Known for his black-and-white photography, Robert Mapplethorpe became a staple artist for the LGBTQ+ community during the aids crisis.

Mapplethorpe grew up in a Catholic household before discovering the polaroid and applying to study arts at Pratt Institute in Brooklyn. It was here that Mapplethorpe began to document the belly of New York City during the 70s. He was concerned with the documentation of the S&M scene within the city, causing a mass rift within the arts community. In the 1980s as Mapplethorpe's career began to flourish he was taking pictures for album covers for artists such as Patti Smith and photographing other music legends like Iggy Pop.

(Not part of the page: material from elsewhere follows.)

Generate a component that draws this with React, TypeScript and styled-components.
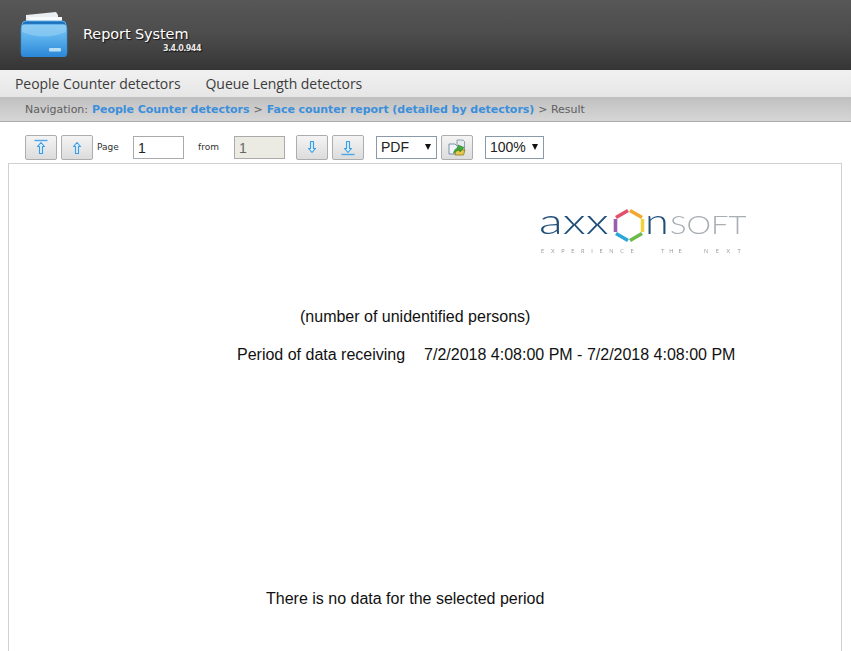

It was in 1986 that Mapplethorpe was diagnosed with AIDS. His art began to really conceptualize the sexuality of gay men living within this crisis. As well as photographing other people, he became very concerned with the self-portrait, often depicting the many faces of one man in the patriarchal system. He's quite often associated with Michelangelo in his photographic approach to his subject, taking particular notice of the body, and how the body cooperates with the world. In nearly all of his work, you can pinpoint his expression. A close-up of fingertips, the nose, and the eyes; within such a binary colour spectrum Mapplethorpe manages to express emotion and rage for the gay community.

Before he passed away in 1989, he set up the Robert Mapplethorpe Foundation to promote the arts as well as fund medical research and a cure for AIDS. Though his works aren't explicitly sexual, there is a deeper conversation that you can always hear when you look at a Mapplethorpe photograph.